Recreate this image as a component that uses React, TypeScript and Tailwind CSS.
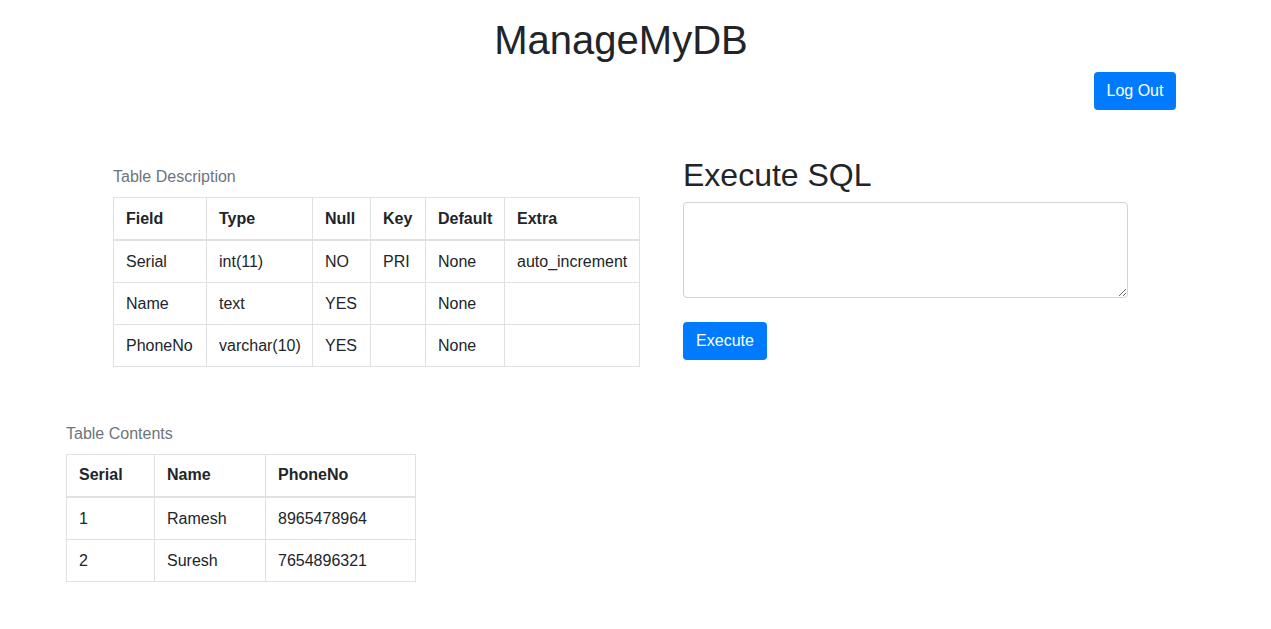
import React from "react";

const descCols = [
  { name: "Field", w: "w-[93px]" },
  { name: "Type", w: "w-[106px]" },
  { name: "Null", w: "w-[58px]" },
  { name: "Key", w: "w-[55px]" },
  { name: "Default", w: "w-[79px]" },
  { name: "Extra", w: "w-[135px]" },
];

const descRows = [
  ["Serial", "int(11)", "NO", "PRI", "None", "auto_increment"],
  ["Name", "text", "YES", "", "None", ""],
  ["PhoneNo", "varchar(10)", "YES", "", "None", ""],
];

const contentRows = [
  ["1", "Ramesh", "8965478964"],
  ["2", "Suresh", "7654896321"],
];

const th = "border border-[#dee2e6] border-b-2 px-3 py-[8.5px] text-left font-bold align-bottom leading-6 whitespace-nowrap";
const td = "border border-[#dee2e6] px-3 pt-[9px] pb-[8px] align-top leading-6 whitespace-nowrap";

const App = () => {
  return (
    <div className="min-h-screen bg-white text-[#212529] font-['Liberation_Sans',Arial,sans-serif] text-base">
      <h1 className="pt-4 mb-2 text-center pr-[29px] text-[40px] leading-[48px] font-normal">ManageMyDB</h1>
      <div className="flex justify-end pr-[95px]">
        <button className="h-[38px] w-[82px] rounded bg-[#007bff] text-white leading-6">Log Out</button>
      </div>

      <div className="flex mt-[46px] pl-[113px]">
        <div className="w-[570px] pt-[8.5px]">
          <div className="text-[#6c757d] leading-6 mb-[8.5px]">Table Description</div>
          <table className="border-collapse table-fixed w-[526px]">
            <thead>
              <tr>
                {descCols.map((h) => (
                  <th key={h.name} className={`${th} ${h.w}`}>{h.name}</th>
                ))}
              </tr>
            </thead>
            <tbody>
              {descRows.map((row, i) => (
                <tr key={i}>
                  {row.map((c, j) => (
                    <td key={j} className={td}>{c}</td>
                  ))}
                </tr>
              ))}
            </tbody>
          </table>
        </div>

        <div className="w-[445px]">
          <h2 className="text-[32px] leading-[38.4px] mb-2">Execute SQL</h2>
          <textarea className="block w-full h-[96px] border border-[#ced4da] rounded px-3 py-1.5 resize-y outline-none" />
          <button className="mt-6 h-[38px] w-[84px] rounded bg-[#007bff] text-white leading-6">Execute</button>
        </div>
      </div>

      <div className="pl-[66px] mt-[54.5px] pb-10">
        <div className="text-[#6c757d] leading-6 mb-[8px]">Table Contents</div>
        <table className="border-collapse table-fixed w-[349px]">
          <thead>
            <tr>
              <th className={`${th} w-[88px]`}>Serial</th>
              <th className={`${th} w-[111px]`}>Name</th>
              <th className={`${th} w-[150px]`}>PhoneNo</th>
            </tr>
          </thead>
          <tbody>
            {contentRows.map((row, i) => (
              <tr key={i}>
                {row.map((c, j) => (
                  <td key={j} className={td}>{c}</td>
                ))}
              </tr>
            ))}
          </tbody>
        </table>
      </div>
    </div>
  );
};

export default App;
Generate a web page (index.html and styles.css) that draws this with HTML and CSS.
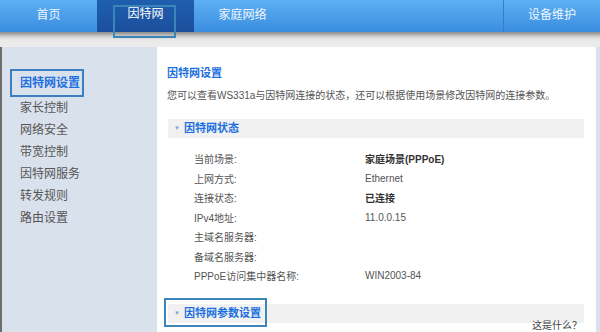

GIVEN EXERCISE
Please repeat exactly the data above from its first line to the line that contains "import React from", inclusive, and leave every picture out.

THE RESULT
Recreate this image as a component that uses React, TypeScript and Tailwind CSS.
import React from "react";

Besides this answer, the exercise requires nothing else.